ワッチ?ビーニー?ニット帽子の種類とかぶり方
2021/11/26
- 帽子コラム
帽子の種類の定義というのは難しいものです。その代表例は「ソフトハット」でしょうか。実はこの言葉、「フェルト素材の中折れハット」と「布製の布帛(ふはく)ハット」の両方を意味してしまうのです。
そしてもう一つ、専門家たちの頭を悩ませるのが、「ニット帽子」です。そこで今回は、しばしば混乱をきたす、「ワッチとは?」「ビーニーとは?」というニット帽の種類分けと、よくある疑問についてまとめてみました。
専門家の間でも大混乱?ニット帽の種類分けはアバウト
ニット帽子(ニットキャップ)は、毛糸を編み込んで作られた帽子の総称です。ワッチキャップ、ビーニーなどと呼ばれるものも、ほとんどの場合、ニット帽子(ニットキャップ)と同じような帽子を指します。
ワッチキャップのワッチは、英語の「watch=見る」で、漁師の帽子をヒントに海軍の「見張り」担当の兵士(水兵)が用いるようになったのが、その名前の由来と言われています。
一方のビーニーは、「bean=豆」に由来するという説も見られますが、詳細については謎が多く、元々はざっくりと「ツバのない帽子」くらいの意味だった可能性もあるようです。
ニット帽子(ニットキャップ)といえば、折り返し部分の「あり・なし」が大きな特徴の一つになりますが、この折り返しのあるものを「ダブルニット帽」、折り返しのないものを「シングルニット帽」と区分けしている帽子屋さんもあります。

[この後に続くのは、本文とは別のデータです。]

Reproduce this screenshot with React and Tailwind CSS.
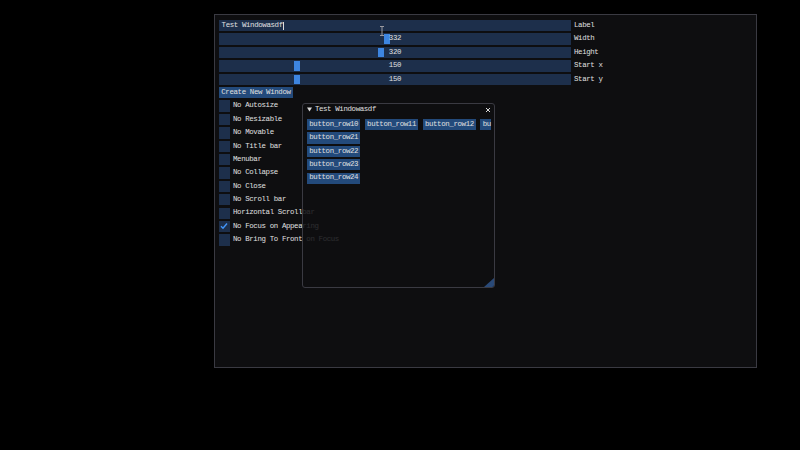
import React from "react";

const FONT = { fontFamily: '"Liberation Mono", "DejaVu Sans Mono", monospace' };
const TXT = "text-[7.4px] tracking-[-0.36px] leading-none text-[#e0e0e0]";

function Frame({ children, className = "" }) {
  return (
    <div className={"relative w-[352px] h-full bg-[#1d2f4b] " + className}>{children}</div>
  );
}

function SliderRow({ value, grab, label }) {
  return (
    <div className="flex items-center h-[11.3px]">
      <Frame className="flex items-center justify-center">
        <div className="absolute top-[1px] bottom-[1px] w-[6px] bg-[#3d85e0]" style={{ left: grab }} />
        <span className={"relative " + TXT}>{value}</span>
      </Frame>
      <span className={"ml-[3px] " + TXT}>{label}</span>
    </div>
  );
}

function CheckRow({ label, checked }) {
  return (
    <div className="flex items-center h-[11.3px]">
      <div className="relative w-[11.3px] h-[11.3px] bg-[#1d2f4b] -ml-[0.3px]">
        {checked && (
          <svg className="absolute left-[1.5px] top-[1.5px]" width="8" height="8" viewBox="0 0 8 8">
            <polyline points="1,4.2 3,6.2 7,1.5" fill="none" stroke="#4296fa" strokeWidth="1.4" />
          </svg>
        )}
      </div>
      <span className={"ml-[3px] whitespace-nowrap " + TXT}>{label}</span>
    </div>
  );
}

function Btn({ children, className = "px-[2.3px]" }) {
  return (
    <div className={"shrink-0 h-[11.3px] bg-[#234a7b] flex items-center whitespace-nowrap " + TXT + " " + className}>
      {children}
    </div>
  );
}

export default function App() {
  return (
    <div className="w-[800px] h-[450px] bg-black pt-[13.7px] pl-[214.3px]" style={FONT}>
      <div className="relative w-[543px] h-[354px] border border-[#3a3a42] bg-[#0e0e10] pl-[3.7px] pt-[5.4px] flex flex-col gap-[2.1px]">
        <div className="flex items-center h-[11.3px]">
          <Frame className="flex items-center pl-[2.6px]">
            <span className={"whitespace-pre " + TXT}>Test Windowasdf</span>
            <div className="w-[1px] h-[8px] bg-[#dcdcdc]" />
          </Frame>
          <span className={"ml-[3px] " + TXT}>Label</span>
        </div>
        <SliderRow value="332" grab={165} label="Width" />
        <SliderRow value="320" grab={159} label="Height" />
        <SliderRow value="150" grab={75} label="Start x" />
        <SliderRow value="150" grab={75} label="Start y" />
        <div className="flex">
          <Btn>Create New Window</Btn>
        </div>
        <CheckRow label="No Autosize" />
        <CheckRow label="No Resizable" />
        <CheckRow label="No Movable" />
        <CheckRow label="No Title bar" />
        <CheckRow label="Menubar" />
        <CheckRow label="No Collapse" />
        <CheckRow label="No Close" />
        <CheckRow label="No Scroll bar" />
        <CheckRow label="Horizontal Scrollbar" />
        <CheckRow label="No Focus on Appearing" checked />
        <CheckRow label="No Bring To Front on Focus" />

        <svg className="absolute left-[164px] top-[11.5px]" width="6" height="10" viewBox="0 0 6 10">
          <path d="M1 0.5 H5 M3 0.5 V9.5 M1 9.5 H5" stroke="#9a9aa0" strokeWidth="1" fill="none" />
        </svg>

        <div className="absolute left-[87px] top-[88.6px] w-[193px] h-[185px] rounded-[3px] border border-[#3a3a42] bg-[rgba(14,14,16,0.86)] overflow-hidden flex flex-col">
          <div className="h-[11px] shrink-0 flex items-center pl-[3.6px] pr-[3px]">
            <svg width="5" height="5" viewBox="0 0 5 5">
              <polygon points="0,0.5 5,0.5 2.5,4.5" fill="#dcdcdc" />
            </svg>
            <span className={"ml-[3px] whitespace-pre " + TXT}>Test Windowasdf</span>
            <svg className="ml-auto" width="6" height="6" viewBox="0 0 6 6">
              <path d="M1 1 L5 5 M5 1 L1 5" stroke="#dcdcdc" strokeWidth="1" />
            </svg>
          </div>
          <div className="mt-[3.7px] ml-[3.7px] mr-[2px] flex flex-col gap-[2.1px]">
            <div className="flex gap-[4.3px]">
              <Btn>button_row10</Btn>
              <Btn>button_row11</Btn>
              <Btn>button_row12</Btn>
              <Btn className="pl-[2.3px] w-[10.6px]">bu</Btn>
            </div>
            <div className="flex"><Btn>button_row21</Btn></div>
            <div className="flex"><Btn>button_row22</Btn></div>
            <div className="flex"><Btn>button_row23</Btn></div>
            <div className="flex"><Btn>button_row24</Btn></div>
          </div>
          <svg className="absolute right-0 bottom-0" width="10" height="9" viewBox="0 0 10 9">
            <polygon points="10,0 10,9 0,9" fill="#2a4a78" />
          </svg>
        </div>
      </div>
    </div>
  );
}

一部には、「ダブルニット帽」(折り返しあり)を「ワッチキャップ」、「シングルニット帽」(折り返しなし)を「ビーニー」と定義する向きもありますが、メーカーやブランド側の商品名が「逆」になっている場合も多く、ニット帽の種類分けはだいぶ曖昧になっているというのが現状です。
さらに、ビーニーと呼ばれる帽子の中には、いわゆるロールキャップ(フィッシャーマンキャップ)も含まれてくるため、このあたりの分類は非常にややこしいことになっています。
ひとまず、ワッチキャップ、ビーニーも含めて、広い意味で「ニット帽(ニットキャップ)」と同じものを指すと捉えておくのが、とりあえずの「正解」と言えそうです。
冬のイメージだが、夏にニット帽をかぶるのはOK?
多くがフリーサイズで、気軽にコーデにアクセントを加えられる、そんなニット帽子(ニットキャップ)といえば「冬の帽子」という印象が強いですが、夏場を含めたオールシーズンで着用できるものもあります。ポイントとなるのは、使われる素材と生地の厚みです。
主にウールやカシミヤなどを使って厚手に仕立てられたものは、もちろん冬場の防寒用になります。編み方も、畝(うね)のようなリブ編み、柄を織り出したケーブル編みなど表情豊かで、見た目にも暖かい雰囲気を演出してくれます。
対して、主にコットンやシルクなどの素材を使い、薄手で通気性よく、サラッと蒸れにくい仕様に仕上げられたニット帽は、通称「サマーニット」などと呼ばれ、春夏秋を含むオールシーズンで活躍します。
例えば、お店の店員さんなどで、普段屋内にいるので防寒用途ではないが、ニット帽のシルエットが好きなので一日中かぶっていたいという方や、普段使いのシーンでちょっとした寝癖隠し目的で使いたいという方などに、特におすすめのアイテムです。
そんなサマーニットのうち、折り返しがなくショートタイプのフォルムで、ざっくりとした編地でより通気性を重視したようなニット帽は、「イスラムキャップ(イスラムワッチ)」と呼ばれる場合があります。俳優の黒沢年雄さんがよくかぶっているイメージがありますね。
さて最後に、ニット帽のカテゴリーの中でも、ハンチング、キャスケット、野球帽などキャップ系の帽子がお好きな方にご紹介したいのが、「つば付きニット帽」です。ブランドによってはオスロキャップなどと呼ばれますが、耳まで軽く覆えて暖かいのが特徴の帽子です。
「つば付きニット帽」は、ニット素材ならではの独特の可愛らしさがあるので、レディースキャスケット(女性もの)としても、メンズニット帽子(男性もの)としてもおすすめです。キャップ感覚で気軽にかぶれるので、ニット帽に抵抗感をお持ちの方でも取り入れやすいアイテムとなっています。